▸ **TASK INSTRUCTIONS**:
Give only the number of lines below that contain the word "components".

--- BEGIN INFORMATION SUPPLIED ---

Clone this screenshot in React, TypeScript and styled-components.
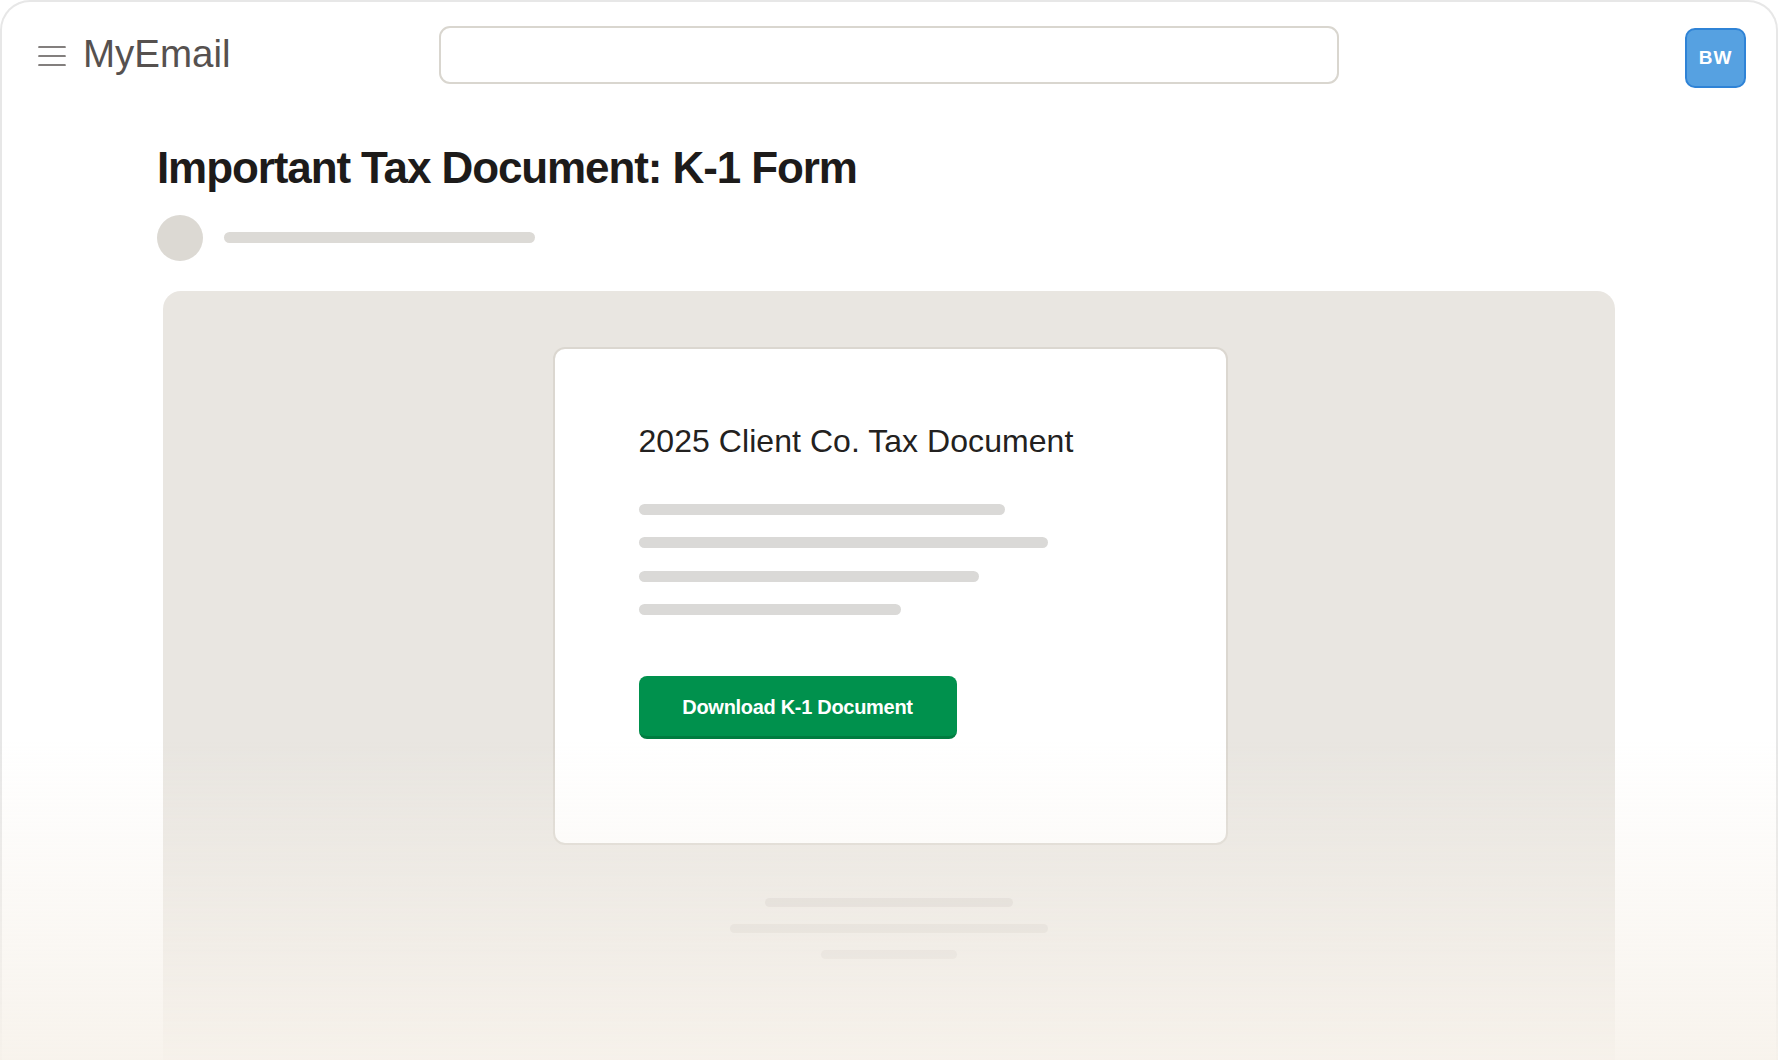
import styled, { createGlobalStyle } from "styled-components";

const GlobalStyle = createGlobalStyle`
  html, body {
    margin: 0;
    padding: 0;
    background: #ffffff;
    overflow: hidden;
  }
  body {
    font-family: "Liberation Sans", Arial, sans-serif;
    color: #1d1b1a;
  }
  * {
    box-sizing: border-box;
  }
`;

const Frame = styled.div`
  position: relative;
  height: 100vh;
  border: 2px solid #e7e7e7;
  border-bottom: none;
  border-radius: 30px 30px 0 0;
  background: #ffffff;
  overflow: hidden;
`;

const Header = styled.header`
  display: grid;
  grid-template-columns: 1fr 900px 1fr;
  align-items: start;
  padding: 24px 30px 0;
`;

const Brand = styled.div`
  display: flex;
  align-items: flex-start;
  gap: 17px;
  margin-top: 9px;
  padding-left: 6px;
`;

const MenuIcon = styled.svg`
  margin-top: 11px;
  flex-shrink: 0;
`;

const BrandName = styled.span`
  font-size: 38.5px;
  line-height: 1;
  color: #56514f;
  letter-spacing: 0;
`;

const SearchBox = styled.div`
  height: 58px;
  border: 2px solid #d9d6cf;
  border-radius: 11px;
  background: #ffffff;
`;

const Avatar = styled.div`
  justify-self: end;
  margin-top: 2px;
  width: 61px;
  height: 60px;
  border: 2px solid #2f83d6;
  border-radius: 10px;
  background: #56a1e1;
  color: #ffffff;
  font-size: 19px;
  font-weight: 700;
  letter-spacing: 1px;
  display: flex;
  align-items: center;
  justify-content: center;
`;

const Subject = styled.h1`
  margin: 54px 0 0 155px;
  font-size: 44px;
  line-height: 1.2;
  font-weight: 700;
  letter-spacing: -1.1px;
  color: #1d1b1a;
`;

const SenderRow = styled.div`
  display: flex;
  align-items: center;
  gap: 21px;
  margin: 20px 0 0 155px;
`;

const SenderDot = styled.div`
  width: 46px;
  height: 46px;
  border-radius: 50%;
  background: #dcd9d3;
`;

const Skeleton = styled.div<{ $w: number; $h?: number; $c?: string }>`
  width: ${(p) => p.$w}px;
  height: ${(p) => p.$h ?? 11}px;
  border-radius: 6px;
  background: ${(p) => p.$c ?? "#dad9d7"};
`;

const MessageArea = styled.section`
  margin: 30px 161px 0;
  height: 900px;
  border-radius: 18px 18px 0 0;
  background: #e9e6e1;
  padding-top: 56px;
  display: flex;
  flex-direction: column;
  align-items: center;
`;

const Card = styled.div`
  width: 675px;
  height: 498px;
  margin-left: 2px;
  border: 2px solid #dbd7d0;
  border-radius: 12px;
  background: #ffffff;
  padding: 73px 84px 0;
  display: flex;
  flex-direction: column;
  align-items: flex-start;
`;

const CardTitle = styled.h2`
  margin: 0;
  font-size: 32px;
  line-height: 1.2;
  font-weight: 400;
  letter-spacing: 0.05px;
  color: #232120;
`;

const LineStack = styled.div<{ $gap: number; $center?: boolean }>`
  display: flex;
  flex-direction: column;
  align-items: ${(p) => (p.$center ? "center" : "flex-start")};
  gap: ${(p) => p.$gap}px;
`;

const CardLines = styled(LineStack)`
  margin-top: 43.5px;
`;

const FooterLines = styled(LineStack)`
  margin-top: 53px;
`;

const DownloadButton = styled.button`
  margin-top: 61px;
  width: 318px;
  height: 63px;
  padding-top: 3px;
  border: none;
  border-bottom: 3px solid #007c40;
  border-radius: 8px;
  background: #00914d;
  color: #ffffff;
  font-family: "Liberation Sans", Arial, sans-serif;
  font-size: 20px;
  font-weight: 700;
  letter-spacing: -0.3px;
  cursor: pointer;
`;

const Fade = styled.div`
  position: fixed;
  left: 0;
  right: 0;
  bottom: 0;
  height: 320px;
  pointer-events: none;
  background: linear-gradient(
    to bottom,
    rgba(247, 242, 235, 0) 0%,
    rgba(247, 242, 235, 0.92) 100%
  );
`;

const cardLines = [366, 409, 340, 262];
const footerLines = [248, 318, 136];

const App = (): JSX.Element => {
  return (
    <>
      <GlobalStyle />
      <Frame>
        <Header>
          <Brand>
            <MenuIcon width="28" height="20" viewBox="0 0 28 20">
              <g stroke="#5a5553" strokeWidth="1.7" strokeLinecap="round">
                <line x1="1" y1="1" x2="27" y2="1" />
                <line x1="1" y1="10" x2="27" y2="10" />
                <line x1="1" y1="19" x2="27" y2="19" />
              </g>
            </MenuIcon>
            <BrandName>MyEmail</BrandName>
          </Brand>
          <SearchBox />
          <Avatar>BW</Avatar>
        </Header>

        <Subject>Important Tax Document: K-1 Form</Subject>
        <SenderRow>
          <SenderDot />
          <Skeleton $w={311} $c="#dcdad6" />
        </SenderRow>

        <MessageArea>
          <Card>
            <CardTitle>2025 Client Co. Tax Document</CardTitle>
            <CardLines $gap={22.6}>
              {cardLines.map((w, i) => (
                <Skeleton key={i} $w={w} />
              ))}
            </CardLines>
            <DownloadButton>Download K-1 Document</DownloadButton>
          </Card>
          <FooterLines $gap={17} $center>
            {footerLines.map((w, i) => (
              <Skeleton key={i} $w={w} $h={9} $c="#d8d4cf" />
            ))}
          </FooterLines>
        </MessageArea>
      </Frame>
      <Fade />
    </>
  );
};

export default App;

--- END INFORMATION SUPPLIED ---

▸ **RESPONSE TO THE EXERCISE**:
2